12.1. Reading a File#

In Python, handling files begins with opening them using the built-in open function. This function requires at least two arguments: the filename and the mode. For reading purposes, the mode is 'r', which stands for read-only. Here’s a basic example demonstrating how to open a file and ensure it is properly closed.

file = open('example.txt', 'r')
# Process the file here
file.close()

When opening files, several issues might arise, such as the file not existing or permission problems preventing access. To handle these situations gracefully, it is advisable to use a try except block. This allows you to catch and respond to specific exceptions.

file = None
try:
    file = open('example.txt', 'r')
    # File operations
except FileNotFoundError:
    print("The file does not exist.")
except IOError:
    print("An error occurred while accessing the file.")
finally:
    if file :
        file.close()

This approach ensures that your program can handle file-related errors without crashing and provides feedback to users about what went wrong.

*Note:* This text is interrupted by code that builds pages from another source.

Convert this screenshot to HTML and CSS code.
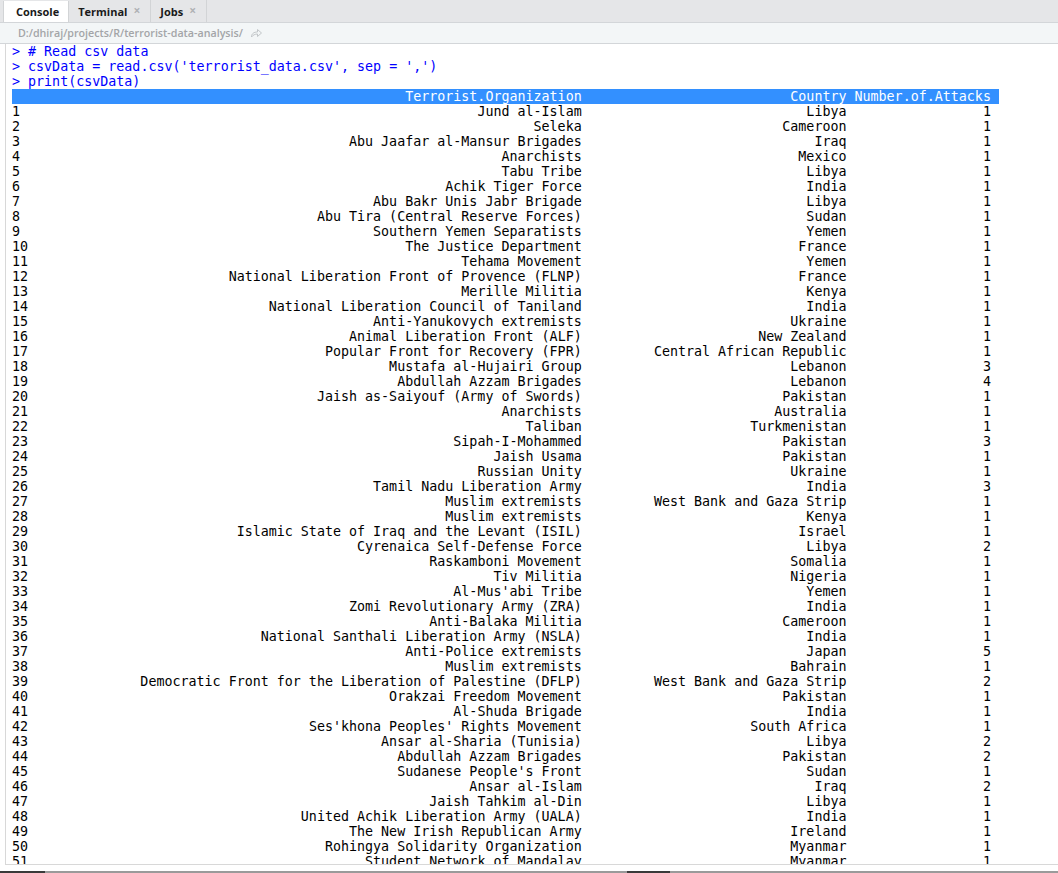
FILE: index.html
```html
<!DOCTYPE html>
<html>
<head>
<meta charset="utf-8">
<link rel="stylesheet" href="styles.css">
</head>
<body>
<div class="pane">
  <div class="tabbar">
    <div class="tab active"><span class="tab-label">Console</span></div>
    <div class="tab"><span class="tab-label">Terminal</span><span class="tab-close">×</span></div>
    <div class="tab"><span class="tab-label">Jobs</span><span class="tab-close">×</span></div>
  </div>
  <div class="pathbar">
    <span class="path">D:/dhiraj/projects/R/terrorist-data-analysis/</span>
    <svg class="path-icon" width="13" height="10" viewBox="0 0 13 10"><path d="M1.5 9 C1.5 5.5 4 4 7.5 4 L7.5 1.5 L11.5 5 L7.5 8.5 L7.5 6 C5 6 3 7 1.5 9 Z" fill="none" stroke="#c2c6c9" stroke-width="1" stroke-linejoin="round"/></svg>
  </div>
  <div class="console">
    <div class="cmd">&gt; # Read csv data</div>
    <div class="cmd">&gt; csvData = read.csv('terrorist_data.csv', sep = ',')</div>
    <div class="cmd">&gt; print(csvData)</div>
    <div class="row head"><span></span><span>Terrorist.Organization</span><span>Country</span><span>Number.of.Attacks</span></div>
    <div class="row"><span>1</span><span>Jund al-Islam</span><span>Libya</span><span>1</span></div>
    <div class="row"><span>2</span><span>Seleka</span><span>Cameroon</span><span>1</span></div>
    <div class="row"><span>3</span><span>Abu Jaafar al-Mansur Brigades</span><span>Iraq</span><span>1</span></div>
    <div class="row"><span>4</span><span>Anarchists</span><span>Mexico</span><span>1</span></div>
    <div class="row"><span>5</span><span>Tabu Tribe</span><span>Libya</span><span>1</span></div>
    <div class="row"><span>6</span><span>Achik Tiger Force</span><span>India</span><span>1</span></div>
    <div class="row"><span>7</span><span>Abu Bakr Unis Jabr Brigade</span><span>Libya</span><span>1</span></div>
    <div class="row"><span>8</span><span>Abu Tira (Central Reserve Forces)</span><span>Sudan</span><span>1</span></div>
    <div class="row"><span>9</span><span>Southern Yemen Separatists</span><span>Yemen</span><span>1</span></div>
    <div class="row"><span>10</span><span>The Justice Department</span><span>France</span><span>1</span></div>
    <div class="row"><span>11</span><span>Tehama Movement</span><span>Yemen</span><span>1</span></div>
    <div class="row"><span>12</span><span>National Liberation Front of Provence (FLNP)</span><span>France</span><span>1</span></div>
    <div class="row"><span>13</span><span>Merille Militia</span><span>Kenya</span><span>1</span></div>
    <div class="row"><span>14</span><span>National Liberation Council of Taniland</span><span>India</span><span>1</span></div>
    <div class="row"><span>15</span><span>Anti-Yanukovych extremists</span><span>Ukraine</span><span>1</span></div>
    <div class="row"><span>16</span><span>Animal Liberation Front (ALF)</span><span>New Zealand</span><span>1</span></div>
    <div class="row"><span>17</span><span>Popular Front for Recovery (FPR)</span><span>Central African Republic</span><span>1</span></div>
    <div class="row"><span>18</span><span>Mustafa al-Hujairi Group</span><span>Lebanon</span><span>3</span></div>
    <div class="row"><span>19</span><span>Abdullah Azzam Brigades</span><span>Lebanon</span><span>4</span></div>
    <div class="row"><span>20</span><span>Jaish as-Saiyouf (Army of Swords)</span><span>Pakistan</span><span>1</span></div>
    <div class="row"><span>21</span><span>Anarchists</span><span>Australia</span><span>1</span></div>
    <div class="row"><span>22</span><span>Taliban</span><span>Turkmenistan</span><span>1</span></div>
    <div class="row"><span>23</span><span>Sipah-I-Mohammed</span><span>Pakistan</span><span>3</span></div>
    <div class="row"><span>24</span><span>Jaish Usama</span><span>Pakistan</span><span>1</span></div>
    <div class="row"><span>25</span><span>Russian Unity</span><span>Ukraine</span><span>1</span></div>
    <div class="row"><span>26</span><span>Tamil Nadu Liberation Army</span><span>India</span><span>3</span></div>
    <div class="row"><span>27</span><span>Muslim extremists</span><span>West Bank and Gaza Strip</span><span>1</span></div>
    <div class="row"><span>28</span><span>Muslim extremists</span><span>Kenya</span><span>1</span></div>
    <div class="row"><span>29</span><span>Islamic State of Iraq and the Levant (ISIL)</span><span>Israel</span><span>1</span></div>
    <div class="row"><span>30</span><span>Cyrenaica Self-Defense Force</span><span>Libya</span><span>2</span></div>
    <div class="row"><span>31</span><span>Raskamboni Movement</span><span>Somalia</span><span>1</span></div>
    <div class="row"><span>32</span><span>Tiv Militia</span><span>Nigeria</span><span>1</span></div>
    <div class="row"><span>33</span><span>Al-Mus'abi Tribe</span><span>Yemen</span><span>1</span></div>
    <div class="row"><span>34</span><span>Zomi Revolutionary Army (ZRA)</span><span>India</span><span>1</span></div>
    <div class="row"><span>35</span><span>Anti-Balaka Militia</span><span>Cameroon</span><span>1</span></div>
    <div class="row"><span>36</span><span>National Santhali Liberation Army (NSLA)</span><span>India</span><span>1</span></div>
    <div class="row"><span>37</span><span>Anti-Police extremists</span><span>Japan</span><span>5</span></div>
    <div class="row"><span>38</span><span>Muslim extremists</span><span>Bahrain</span><span>1</span></div>
    <div class="row"><span>39</span><span>Democratic Front for the Liberation of Palestine (DFLP)</span><span>West Bank and Gaza Strip</span><span>2</span></div>
    <div class="row"><span>40</span><span>Orakzai Freedom Movement</span><span>Pakistan</span><span>1</span></div>
    <div class="row"><span>41</span><span>Al-Shuda Brigade</span><span>India</span><span>1</span></div>
    <div class="row"><span>42</span><span>Ses'khona Peoples' Rights Movement</span><span>South Africa</span><span>1</span></div>
    <div class="row"><span>43</span><span>Ansar al-Sharia (Tunisia)</span><span>Libya</span><span>2</span></div>
    <div class="row"><span>44</span><span>Abdullah Azzam Brigades</span><span>Pakistan</span><span>2</span></div>
    <div class="row"><span>45</span><span>Sudanese People's Front</span><span>Sudan</span><span>1</span></div>
    <div class="row"><span>46</span><span>Ansar al-Islam</span><span>Iraq</span><span>2</span></div>
    <div class="row"><span>47</span><span>Jaish Tahkim al-Din</span><span>Libya</span><span>1</span></div>
    <div class="row"><span>48</span><span>United Achik Liberation Army (UALA)</span><span>India</span><span>1</span></div>
    <div class="row"><span>49</span><span>The New Irish Republican Army</span><span>Ireland</span><span>1</span></div>
    <div class="row"><span>50</span><span>Rohingya Solidarity Organization</span><span>Myanmar</span><span>1</span></div>
    <div class="row"><span>51</span><span>Student Network of Mandalay</span><span>Myanmar</span><span>1</span></div>
  </div>
</div>
<div class="screen-edge"><span class="edge-dark"></span><span class="edge-gray"></span><span class="edge-dark mid"></span><span class="edge-gray fill"></span></div>
</body>
</html>
```

FILE: styles.css
```css
html, body {
  margin: 0;
  padding: 0;
  background: #ffffff;
  width: 1058px;
  height: 873px;
  overflow: hidden;
}

.pane {
  display: flex;
  flex-direction: column;
}

.tabbar {
  height: 22px;
  background: #e5e6e8;
  display: flex;
  padding-left: 3px;
  border-bottom: 1px solid #d3d6d9;
}

.tab {
  display: flex;
  align-items: center;
  padding: 0 10px 0 9px;
  border-right: 1px solid #d2d4d6;
  font-family: "Open Sans", "Noto Sans", sans-serif;
  font-weight: 700;
  font-size: 11px;
  color: #1a1a1a;
  gap: 6px;
}

.tab.active {
  background: #ffffff;
  padding: 0 9px 0 12px;
  border-left: 1px solid #d2d4d6;
  margin-top: 1px;
}

.tab-close {
  color: #b0b2b5;
  font-size: 12px;
  font-weight: 700;
  line-height: 1;
}

.pathbar {
  height: 20px;
  background: #f3f6f7;
  border-bottom: 1px solid #d3d6d9;
  display: flex;
  align-items: center;
  padding-left: 18px;
  gap: 7px;
}

.path {
  font-family: "Open Sans", "Noto Sans", sans-serif;
  font-weight: 600;
  font-size: 10.7px;
  color: #a3a5a8;
}

.path-icon {
  display: block;
}

.console {
  margin-left: 5px;
  height: 820px;
  border-left: 1px solid #d8d8d8;
  border-bottom: 1px solid #d8d8d8;
  padding-left: 6px;
  overflow: hidden;
  font-family: "DejaVu Sans Mono", "Liberation Mono", monospace;
  font-size: 13.333px;
  line-height: 15px;
  color: #000000;
}

.cmd {
  color: #0000ff;
  height: 15px;
  white-space: pre;
}

.row {
  display: grid;
  grid-template-columns: 2ch 68ch 32ch 17ch;
  column-gap: 1ch;
  height: 15px;
  width: fit-content;
  white-space: pre;
}

.row span {
  text-align: right;
}

.row span:first-child {
  text-align: left;
}

.row.head {
  background: #3390ff;
  color: #ffffff;
  padding-right: 1ch;
}

.screen-edge {
  margin-top: 6px;
  height: 2px;
  display: flex;
}

.edge-dark {
  width: 45px;
  background: #3a3a3a;
}

.edge-dark.mid {
  width: 43px;
}

.edge-gray {
  width: 582px;
  background: #9a9a9a;
}

.edge-gray.fill {
  flex: 1;
}
```
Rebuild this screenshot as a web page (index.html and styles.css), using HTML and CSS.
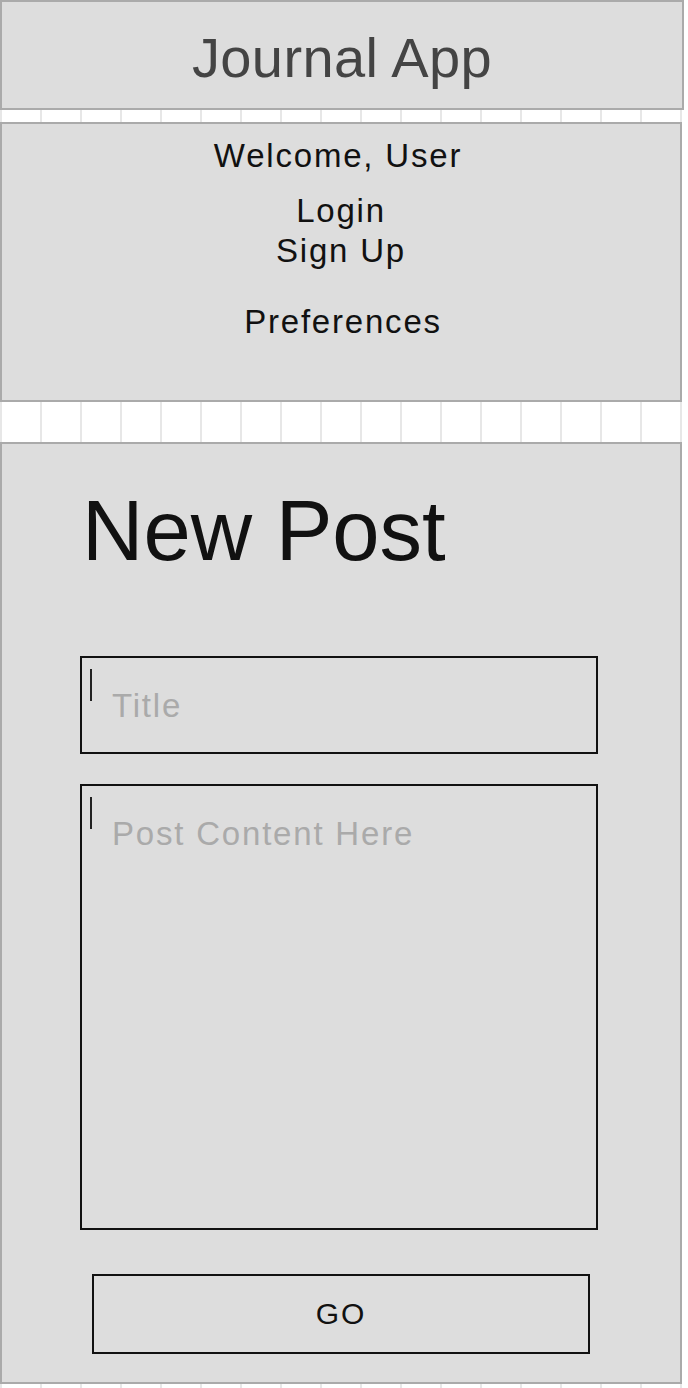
FILE: index.html
```html
<!DOCTYPE html>
<html lang="en">
<head>
<meta charset="utf-8">
<title>Journal App</title>
<link rel="stylesheet" href="styles.css">
</head>
<body>
  <header class="app-header">
    <h1 class="app-title">Journal App</h1>
  </header>

  <nav class="user-panel">
    <div class="nav-item welcome">Welcome, User</div>
    <div class="nav-item login">Login</div>
    <div class="nav-item signup">Sign Up</div>
    <div class="nav-item prefs">Preferences</div>
  </nav>

  <main class="post-panel">
    <h2 class="post-heading">New Post</h2>
    <div class="field field-title">
      <span class="caret"></span>
      <span class="placeholder">Title</span>
    </div>
    <div class="field field-content">
      <span class="caret"></span>
      <span class="placeholder">Post Content Here</span>
    </div>
    <div class="go-button">GO</div>
  </main>
</body>
</html>
```

FILE: styles.css
```css
html {
  background: repeating-linear-gradient(90deg, #e7e7e7 0 2px, #ffffff 2px 40px);
  min-height: 100%;
}

body {
  margin: 0;
  font-family: "Liberation Sans", Arial, sans-serif;
  color: #111;
}

.app-header {
  box-sizing: border-box;
  width: 684px;
  height: 110px;
  background: #dddddd;
  border: 2px solid #aaaaaa;
  padding-top: 24px;
}

.app-title {
  margin: 0;
  font-size: 56px;
  line-height: 63px;
  letter-spacing: 0.4px;
  font-weight: normal;
  color: #444444;
  text-align: center;
}

.user-panel {
  box-sizing: border-box;
  width: 682px;
  height: 280px;
  margin-top: 12px;
  background: #dddddd;
  border: 2px solid #aaaaaa;
  padding-top: 12px;
  display: flex;
  flex-direction: column;
  align-items: center;
}

.nav-item {
  font-size: 33px;
  line-height: 40px;
  letter-spacing: 1.8px;
  color: #111;
}

.welcome { margin-right: 6px; }
.login { margin-top: 15px; }
.prefs { margin-top: 31px; margin-left: 4px; }

.post-panel {
  box-sizing: border-box;
  width: 682px;
  height: 942px;
  margin-top: 40px;
  background: #dddddd;
  border: 2px solid #aaaaaa;
  padding: 40px 0 0 78px;
  display: flex;
  flex-direction: column;
}

.post-heading {
  margin: 0 0 0 2px;
  font-size: 85px;
  line-height: 94px;
  font-weight: normal;
  color: #111;
}

.field {
  box-sizing: border-box;
  width: 518px;
  border: 2px solid #111;
  display: flex;
  align-items: flex-start;
  padding-left: 8px;
}

.field-title {
  height: 98px;
  margin-top: 78px;
}

.field-content {
  height: 446px;
  margin-top: 30px;
}

.caret {
  width: 2px;
  height: 32px;
  margin-top: 11px;
  background: #222;
  flex: none;
}

.placeholder {
  margin-top: 28px;
  margin-left: 20px;
  font-size: 33px;
  line-height: 40px;
  letter-spacing: 1.8px;
  color: #aaaaaa;
}

.go-button {
  box-sizing: border-box;
  width: 498px;
  height: 80px;
  margin-top: 44px;
  margin-left: 12px;
  border: 2px solid #111;
  display: flex;
  align-items: center;
  justify-content: center;
  font-size: 30px;
  letter-spacing: 2px;
  color: #111;
}
```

12.2. Working Directory in Python#

The working directory, also known as the current working directory (CWD), is the default directory where a Python script operates and where file operations are performed if no specific path is provided. Essentially, it is the directory in which Python looks for files to open or where it saves files if a relative path is specified.

When you run a Python script, the working directory is initially set to the location from which the script was executed. This directory serves as the base path for resolving relative file paths, meaning any file operations using relative paths will be performed relative to this directory.

12.2.1. Determining the Working Directory#

To determine the current working directory in Python, you use the os module, which provides a function called getcwd. This function returns the absolute path of the directory from which the script is currently running. Here’s how you can use it:

import os

current_directory = os.getcwd()
print("Current Working Directory:", current_directory)

12.2.2. How is the Working Directory Determined?#

  • Initial Default: When you start a Python script from a command line or terminal, the working directory is typically the directory from which you executed the script. For instance, if you run python my_script.py from /home/user/projects/, then /home/user/projects/ is the initial working directory.

  • Programmatic Changes: You can programmatically change the working directory within your script using the os.chdir function. This can be useful if your script needs to operate in a different directory or if you need to switch directories during execution.

import os

# Change the working directory
os.chdir('/path/to/new/directory')

In this example, os.chdir('/path/to/new/directory') sets the working directory to /path/to/new/directory.

When running Python scripts from an Integrated Development Environment (IDE) (see IDE (Integrated Development Environment)) such as PyCharm or Visual Studio Code, the working directory may be configured within the IDE’s settings. Each IDE has its own way of specifying or changing the working directory for scripts. Therefore, it’s essential to check your IDE’s configuration if you encounter discrepancies or need to change the working directory.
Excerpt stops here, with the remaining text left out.